Many patients and families are surprised to discover what a visit from the chaplain is, and isn’t.
“One of the first things many people feel obliged to tell me, almost apologetically, is that they haven’t been to church in years. Many people don’t consider themselves religious, but they’re spiritual,” Denis says. “I just take people where they are. What are your values? What’s important to you? What’s real to you? We talk about meaning-making: a sense that your life has mattered.”
Many people do talk about religion, of course. Others talk about family or nature. A recent patient opened up about how music had given his life meaning. One was thrilled to pore over memories of favorite U2 concerts with an Irishman.
Others feel ready, in Denis’ safe company, to admit parts of their lives they’d kept hidden, or to share what they’re afraid of in the days ahead.
“We’re sitting across from each other and just being honest,” Denis says. “Sometimes that’s what people need.”
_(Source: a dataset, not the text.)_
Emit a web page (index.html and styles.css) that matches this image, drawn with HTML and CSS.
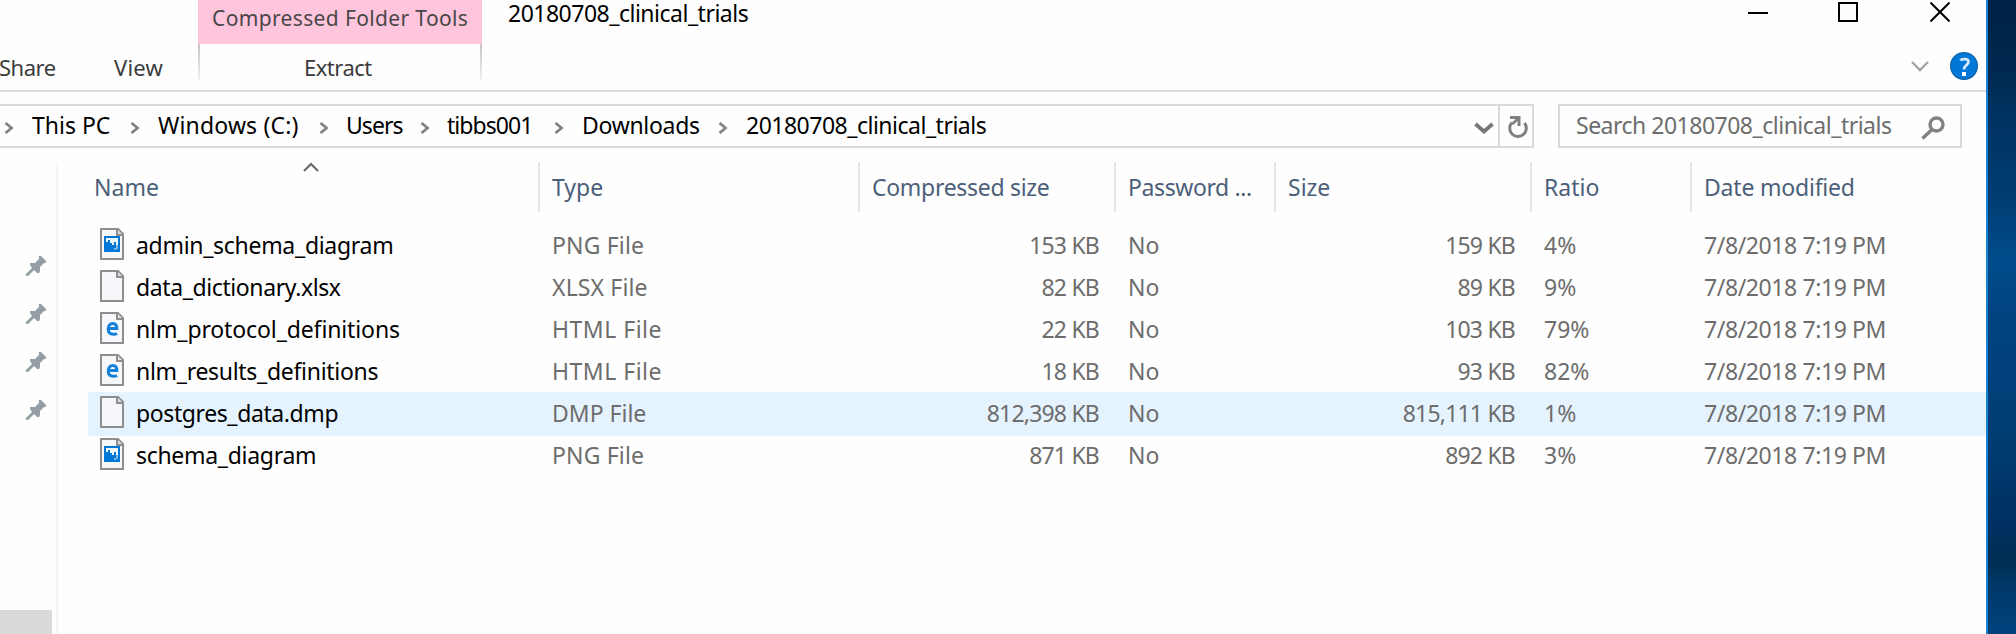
FILE: index.html
```
<!DOCTYPE html>
<html lang="en">
<head>
<meta charset="utf-8">
<title>20180708_clinical_trials</title>
<link rel="stylesheet" href="styles.css">
</head>
<body>
<svg class="defs" aria-hidden="true">
  <symbol id="sheet" viewBox="0 0 24 32">
    <path d="M1 1H18L23 6V31H1Z" fill="#f5f7fb" stroke="#8e8e8e" stroke-width="2"/>
    <path d="M17 1V7H23" fill="#e0e0e0" stroke="#8e8e8e" stroke-width="2"/>
  </symbol>
  <symbol id="png" viewBox="0 0 24 32">
    <use href="#sheet"/>
    <path d="M4 8H20V24H4Z" fill="#0078d7"/>
    <path d="M6 10H18V17H16V14H14V17H12V15H10V12H8V14H6Z" fill="#eef6fd"/>
    <path d="M16 17H18V21H16V22H14V20H16Z" fill="#7ab8ea"/>
  </symbol>
  <symbol id="html" viewBox="0 0 24 32">
    <use href="#sheet"/>
    <path d="M8.500 16.500H16.800C16.800 13 15.500 11.500 13 11.500C9.800 11.500 8.200 14 8.200 17C8.200 20.500 10.500 22.300 13.500 22.300C15 22.300 16.200 22 17 21.500" fill="none" stroke="#1381dc" stroke-width="3"/>
  </symbol>
  <symbol id="pin" viewBox="0 0 20 20">
    <path d="M13 0H15L20 5V7H18L14 11V15L13 17H11L8 14L2 20H0V18L6 12L4 9V7H9L13 3Z" fill="#939da4"/>
  </symbol>
  <symbol id="chev" viewBox="0 0 10 12">
    <path d="M1.500 1L7.500 6L1.500 11" fill="none" stroke="#838383" stroke-width="2.800"/>
  </symbol>
</svg>
<div class="desktop">
<div class="window">
  <header class="top">
    <nav class="tabs">
      <span class="tab share">Share</span>
      <span class="tab view">View</span>
    </nav>
    <div class="context">
      <div class="context-title">Compressed Folder Tools</div>
      <div class="context-tab"><span>Extract</span></div>
    </div>
    <div class="title">20180708_clinical_trials</div>
    <div class="controls">
      <div class="caption">
        <svg width="20" height="20"><path d="M0 11H20" stroke="#000" stroke-width="2"/></svg>
        <svg width="20" height="20"><path d="M1 1H19V19H1Z" fill="none" stroke="#000" stroke-width="2"/></svg>
        <svg width="20" height="20"><path d="M.5 .5L19.500 19.500M19.500 .5L.5 19.500" stroke="#000" stroke-width="2"/></svg>
      </div>
      <div class="help-row">
        <svg width="18" height="12"><path d="M1 2L9 10L17 2" fill="none" stroke="#a3a3a3" stroke-width="2.400"/></svg>
        <svg width="28" height="28"><circle cx="14" cy="14" r="13.300" fill="#0078d7" stroke="#0f64ab" stroke-width="1.400"/><path d="M10.500 8.500C11.500 6.800 18.500 6.300 18.500 9.800C18.500 13 14 13.300 14 17.500" fill="none" stroke="#d5e9fa" stroke-width="2.800"/><path d="M12 20H16V24H12Z" fill="#fff"/></svg>
      </div>
    </div>
  </header>
  <div class="navbar">
    <div class="address">
      <div class="crumb c1"><svg><use href="#chev"/></svg><span>This PC</span></div>
      <div class="crumb c2"><svg><use href="#chev"/></svg><span class="wide">Windows (C:)</span></div>
      <div class="crumb c3"><svg><use href="#chev"/></svg><span class="k9">Users</span></div>
      <div class="crumb c4"><svg><use href="#chev"/></svg><span class="k9">tibbs001</span></div>
      <div class="crumb c5"><svg><use href="#chev"/></svg><span class="k3">Downloads</span></div>
      <div class="crumb c6"><svg><use href="#chev"/></svg><span class="k5">20180708_clinical_trials</span></div>
      <div class="drop"><svg width="20" height="13"><path d="M1.500 2L10 9.500L18.500 2" fill="none" stroke="#777" stroke-width="3.800"/></svg></div>
      <div class="refresh"><svg width="20" height="22"><path d="M4 6.500A8.300 8.300 0 1 0 16.500 7" fill="none" stroke="#808080" stroke-width="3"/><path d="M2 1.500H11V10" fill="none" stroke="#808080" stroke-width="3"/><path d="M10.500 2L4.500 8" stroke="#808080" stroke-width="2.600"/></svg></div>
    </div>
    <div class="search"><span class="k5">Search 20180708_clinical_trials</span>
      <svg width="24" height="24"><circle cx="15.500" cy="8.500" r="6.500" fill="none" stroke="#828282" stroke-width="3.400"/><path d="M11 13.500L1.500 22.500" stroke="#828282" stroke-width="3.400"/></svg></div>
  </div>
  <div class="body">
    <aside class="side">
      <div class="pins"><svg><use href="#pin"/></svg><svg><use href="#pin"/></svg><svg><use href="#pin"/></svg><svg><use href="#pin"/></svg></div>
      <div class="side-item"></div>
    </aside>
    <main class="files">
      <div class="cols head">
        <div class="name-head">Name<svg class="sort" width="16" height="10"><path d="M1 9L8 2L15 9" fill="none" stroke="#666" stroke-width="2"/></svg></div>
        <div>Type</div><div class="k3">Compressed size</div><div class="k4">Password ...</div><div>Size</div><div>Ratio</div><div class="k2">Date modified</div>
      </div>
      <div class="cols row"><div class="name k3"><svg><use href="#png"/></svg><span>admin_schema_diagram</span></div><div class="wide">PNG File</div><div class="num">153 KB</div><div>No</div><div class="num">159 KB</div><div>4%</div><div class="k4">7/8/2018 7:19 PM</div></div>
      <div class="cols row"><div class="name k4"><svg><use href="#sheet"/></svg><span>data_dictionary.xlsx</span></div><div class="wide">XLSX File</div><div class="num">82 KB</div><div>No</div><div class="num">89 KB</div><div>9%</div><div class="k4">7/8/2018 7:19 PM</div></div>
      <div class="cols row"><div class="name k1"><svg><use href="#html"/></svg><span>nlm_protocol_definitions</span></div><div class="wider">HTML File</div><div class="num">22 KB</div><div>No</div><div class="num">103 KB</div><div>79%</div><div class="k4">7/8/2018 7:19 PM</div></div>
      <div class="cols row"><div class="name k3"><svg><use href="#html"/></svg><span>nlm_results_definitions</span></div><div class="wider">HTML File</div><div class="num">18 KB</div><div>No</div><div class="num">93 KB</div><div>82%</div><div class="k4">7/8/2018 7:19 PM</div></div>
      <div class="cols row hover"><div class="name k4"><svg><use href="#sheet"/></svg><span>postgres_data.dmp</span></div><div>DMP File</div><div class="num">812,398 KB</div><div>No</div><div class="num">815,111 KB</div><div>1%</div><div class="k4">7/8/2018 7:19 PM</div></div>
      <div class="cols row"><div class="name k3"><svg><use href="#png"/></svg><span>schema_diagram</span></div><div class="wide">PNG File</div><div class="num">871 KB</div><div>No</div><div class="num">892 KB</div><div>3%</div><div class="k4">7/8/2018 7:19 PM</div></div>
    </main>
  </div>
</div>
</div>
</body>
</html>
```
FILE: styles.css
```
* { box-sizing: border-box; }
body { margin: 0; font: 23px/30px "Noto Sans", "Open Sans", sans-serif; color: #000; overflow: hidden; }
svg { display: block; flex: none; }
.defs { position: absolute; width: 0; height: 0; }

.desktop {
  width: 2016px; height: 634px; display: flex;
  background: linear-gradient(180deg, #002246 0, #00284f 70px, #003260 110px, #003e74 205px, #004c8b 260px, #00437f 315px, #00407b 370px, #003c71 445px, #003061 526px, #002d54 560px, #003969 586px, #00427d 634px);
}
.window { width: 1988px; height: 634px; background: #fefefe; border-right: 2px solid #1883d7; display: flex; flex-direction: column; overflow: hidden; }

.top { height: 92px; border-bottom: 2px solid #dadada; display: flex; flex: none; }
.tabs { width: 198px; padding-top: 44px; display: flex; height: 90px; align-items: center; font-size: 22px; color: #3b3b3b; flex: none; }
.share { margin-left: -1px; width: 115px; letter-spacing: -.5px; }
.view { letter-spacing: .2px; }
.context { width: 284px; flex: none; font-size: 22px; }
.context-title { height: 44px; background: #ffc5dd; padding: 3px 0 0 14px; font-size: 21px; letter-spacing: .36px; color: #484848; white-space: nowrap; }
.context-tab {
  height: 46px; display: flex; align-items: center; padding-left: 106px; color: #3b3b3b; letter-spacing: -.5px;
  background: linear-gradient(#c4c4c4, #efefef) left top / 2px 36px no-repeat, linear-gradient(#c4c4c4, #efefef) right top / 2px 36px no-repeat;
}
.title { padding-left: 26px; line-height: 26px; letter-spacing: -.5px; flex: 1; }
.controls { width: 238px; flex: none; }
.caption { height: 52px; display: flex; padding-top: 2px; }
.caption svg + svg { margin-left: 70px; }
.caption svg:last-child { margin-left: 72px; }
.help-row { display: flex; align-items: center; padding-left: 163px; gap: 21px; }

.navbar { display: flex; height: 56px; padding-top: 12px; flex: none; }
.address { width: 1534px; height: 44px; border: solid #d9d9d9; border-width: 2px 2px 2px 0; display: flex; align-items: center; padding-left: 4px; }
.crumb { display: flex; align-items: center; gap: 18px; padding-bottom: 2px; white-space: nowrap; flex: none; }
.crumb svg { width: 10px; height: 12px; margin-top: 5px; }
.c1 { width: 126px; }
.c2 { width: 189px; }
.c3, .c4 { gap: 17px; }
.c3 { width: 101px; }
.c4 { width: 134px; }
.c5 { width: 164px; }
.c6 { flex: 1; }
.drop { width: 24px; padding-top: 4px; }
.refresh { height: 40px; width: 34px; border-left: 2px solid #d9d9d9; padding: 10px 0 0 8px; }
.search { margin-left: 24px; width: 404px; height: 44px; border: 2px solid #d9d9d9; display: flex; justify-content: space-between; align-items: center; padding: 0 15px 2px 16px; color: #6d6d6d; white-space: nowrap; }
.search svg { margin-top: 5px; }

.body { display: flex; flex: 1; padding-top: 14px; }
.side { width: 58px; border-right: 2px solid #f5f5f5; display: flex; flex-direction: column; justify-content: space-between; flex: none; }
.pins { display: flex; flex-direction: column; gap: 28px; padding: 94px 0 0 26px; }
.pins svg { width: 20px; height: 20px; }
.side-item { width: 52px; height: 24px; background: #d9d9d9; }

.files { flex: 1; padding-left: 30px; }
.cols { display: grid; grid-template-columns: 450px 320px 256px 160px 256px 160px 1fr; align-items: center; white-space: nowrap; }
.cols > div { padding-left: 14px; }
.head { height: 50px; margin-bottom: 13px; color: #4c607a; }
.head > div { height: 50px; line-height: 50px; border-left: 2px solid #e5e5e5; padding-left: 12px; }
.head > .name-head { border: 0; padding-left: 6px; position: relative; }
.sort { position: absolute; left: 215px; top: 0; }
.row { height: 42px; padding-bottom: 2px; color: #6d6d6d; }
.row.hover { background: #e5f3ff; box-shadow: 0 1px #e5f3ff, 0 -1px #e5f3ff; }
.row > .name { display: flex; align-items: center; gap: 12px; padding-left: 12px; color: #000; }
.name svg { width: 24px; height: 32px; margin-bottom: 2px; }
.row > .num { text-align: right; padding-right: 15px; letter-spacing: -.8px; }

.k1 { letter-spacing: -.12px; }
.k2 { letter-spacing: -.2px; }
.k3 { letter-spacing: -.3px; }
.k4 { letter-spacing: -.4px; }
.k5 { letter-spacing: -.5px; }
.k9 { letter-spacing: -.95px; }
.wide { letter-spacing: .15px; }
.wider { letter-spacing: .5px; }
```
During these visits, Denis is quietly working to understand and accept each person, exactly as they are. It’s a lesson he carries from his years at the monastery, and he still sees it as one of the greatest spiritual supports he can offer.
“I’m not bringing around cures. I’m not bringing around meds for pain. What I’m bringing is something harder to measure,” he says. “I think of it as knocking on doors. Whatever door they want to open up, that’s where we’ll go. We figure out our way from there.”